There’s “no reason” the Fed should cut rates “as quickly or as rapidly as in the past.”
That’s according to Chris Waller, who on Tuesday delivered remarks at a Brookings event. The title of his address was “Almost as Good as It Gets…But Will It Last?”
Markets were all ears. It was Waller, you’ll recall, whose November 28 comments on the prospects for rate cuts in 2024 tipped the Fed’s dovish pivot and helped extend the “everything rally.”
I’ve been over this ad nauseam, but it bears repeating: Waller didn’t say anything especially groundbreaking in November. He merely reiterated the idea that if inflation continues to recede, a rules-based approach to setting policy might dictate rate cuts in order to prevent the real policy rate from rising mechanically.
Although the idea was hardly new, the language Waller used made it clear the Fed was indeed predisposed to adopting that strategy in 2024, and that got the market’s attention.
Fast forward nearly two months, and market pricing suggested the Fed would cut rates half a dozen times this year, twice the number of cuts conveyed by the December dot plot. Here’s one key passage from Waller’s speech on Tuesday:
Time will tell whether inflation can be sustained on its recent path and allow us to conclude that we have achieved the FOMC’s price-stability goal. Time will tell if this can happen while the labor market still performs above expectations. The data we have received the last few months is allowing the Committee to consider cutting the policy rate in 2024. However, concerns about the sustainability of these data trends requires changes in the path of policy to be carefully calibrated and not rushed. In the end, I am feeling more confident that the economy can continue along its current trajectory.
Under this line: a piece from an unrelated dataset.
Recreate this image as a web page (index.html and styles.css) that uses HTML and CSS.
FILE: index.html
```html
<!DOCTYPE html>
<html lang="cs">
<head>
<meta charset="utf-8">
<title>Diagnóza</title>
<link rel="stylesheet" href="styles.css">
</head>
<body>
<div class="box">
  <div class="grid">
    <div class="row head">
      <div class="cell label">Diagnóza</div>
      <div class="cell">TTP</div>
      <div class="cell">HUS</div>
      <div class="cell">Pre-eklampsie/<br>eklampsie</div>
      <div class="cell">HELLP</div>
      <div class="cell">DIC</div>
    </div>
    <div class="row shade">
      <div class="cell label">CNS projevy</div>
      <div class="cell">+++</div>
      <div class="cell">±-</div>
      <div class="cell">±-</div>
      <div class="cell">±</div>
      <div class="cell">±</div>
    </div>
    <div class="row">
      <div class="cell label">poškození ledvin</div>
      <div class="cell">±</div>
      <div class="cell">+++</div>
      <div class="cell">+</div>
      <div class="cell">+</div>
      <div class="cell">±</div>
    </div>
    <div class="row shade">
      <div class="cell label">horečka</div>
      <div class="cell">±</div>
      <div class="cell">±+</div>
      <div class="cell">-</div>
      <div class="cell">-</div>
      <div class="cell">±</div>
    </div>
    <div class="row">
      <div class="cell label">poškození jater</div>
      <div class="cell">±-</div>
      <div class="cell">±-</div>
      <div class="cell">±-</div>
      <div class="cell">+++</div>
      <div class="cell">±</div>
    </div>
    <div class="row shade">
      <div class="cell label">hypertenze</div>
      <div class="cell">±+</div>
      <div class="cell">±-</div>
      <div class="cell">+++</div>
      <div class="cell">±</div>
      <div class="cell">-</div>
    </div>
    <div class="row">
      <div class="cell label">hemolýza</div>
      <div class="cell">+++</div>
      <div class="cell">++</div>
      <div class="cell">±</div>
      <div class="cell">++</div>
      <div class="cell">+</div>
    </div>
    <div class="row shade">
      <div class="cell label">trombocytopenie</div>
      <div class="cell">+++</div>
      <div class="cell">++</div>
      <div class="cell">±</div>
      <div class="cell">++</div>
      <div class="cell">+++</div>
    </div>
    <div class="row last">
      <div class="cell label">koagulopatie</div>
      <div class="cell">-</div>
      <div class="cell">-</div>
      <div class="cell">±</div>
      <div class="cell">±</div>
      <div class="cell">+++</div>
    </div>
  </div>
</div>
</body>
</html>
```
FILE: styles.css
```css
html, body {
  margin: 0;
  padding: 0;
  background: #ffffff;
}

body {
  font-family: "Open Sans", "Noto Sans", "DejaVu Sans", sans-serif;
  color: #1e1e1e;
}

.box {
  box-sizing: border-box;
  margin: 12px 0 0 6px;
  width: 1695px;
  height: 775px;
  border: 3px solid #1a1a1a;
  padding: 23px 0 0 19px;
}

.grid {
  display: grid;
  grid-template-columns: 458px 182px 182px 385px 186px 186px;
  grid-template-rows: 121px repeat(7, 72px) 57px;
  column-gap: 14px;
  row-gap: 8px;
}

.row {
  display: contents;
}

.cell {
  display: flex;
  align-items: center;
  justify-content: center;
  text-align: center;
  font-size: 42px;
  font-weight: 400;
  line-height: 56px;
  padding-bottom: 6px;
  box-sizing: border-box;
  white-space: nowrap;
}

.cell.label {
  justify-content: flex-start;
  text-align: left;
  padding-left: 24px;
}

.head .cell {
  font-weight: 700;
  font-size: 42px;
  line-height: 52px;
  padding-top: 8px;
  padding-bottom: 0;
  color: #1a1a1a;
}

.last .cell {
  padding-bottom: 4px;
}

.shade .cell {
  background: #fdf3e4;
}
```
Not exactly headline news. But, as I suggested two days ago, markets would invariably react to Waller’s remarks no matter what he said. And markets did. React, I mean. Yields rose meaningfully.
Bonds had overshot on the dovish side, so it wasn’t surprising to see a parallel 12-13bps upward shift across the curve. When the Fed cuts, Waller said, the Committee should do so “methodically and carefully.” That doesn’t sound like a March cut.
If you really wanted to — and Bloomberg did — you could dramatize Waller’s comments and the reaction in rates. “Bonds Slump as Fed’s Waller Leans Against Expected Rate Cuts,” one headline declared.
That’s technically accurate, but it was probably better to say that with rate-cut expectations having matched local extremes late last week (in the wake of a cool read on PPI), the balance of risks for rates around Waller’s scheduled remarks this week was asymmetric.
Waller reiterated that in his view, policy settings are now appropriately restrictive and “should continue to put downward pressure on demand” such that inflation continues to moderate.
“As long as inflation doesn’t rebound and stay elevated, I believe the FOMC will be able to lower the target range for the federal funds rate this year,” he went on, before noting that because the economy is resilient, there’s no urgency. “The healthy state of the economy provides the flexibility to lower the (nominal) policy rate to keep the real policy rate at an appropriate level of tightness,” he said.
Two other notables: Waller flagged upcoming revisions to the CPI data (next month) as potentially pivotal, and during a Q&A at the same event, he suggested the terminal rate for bank reserves is between 10% and 11% of GDP (so, ~$2.75 trillion to $3 trillion).



FWIW, I think the Fed should cut rates in March. As insurance.
The economy seems strong but manufacturing is weak, housing is a mess and I keep hearing about layoffs mostly in tech but not only – not yet visible in employment statistics but you wouldn’t want to wait too long.
Obviously, that’s inflation permitting and for that, it’s important the WH does what it can for supply. Notably oil and, to a lesser extend, food.
New fed whisperer, as well should be the case.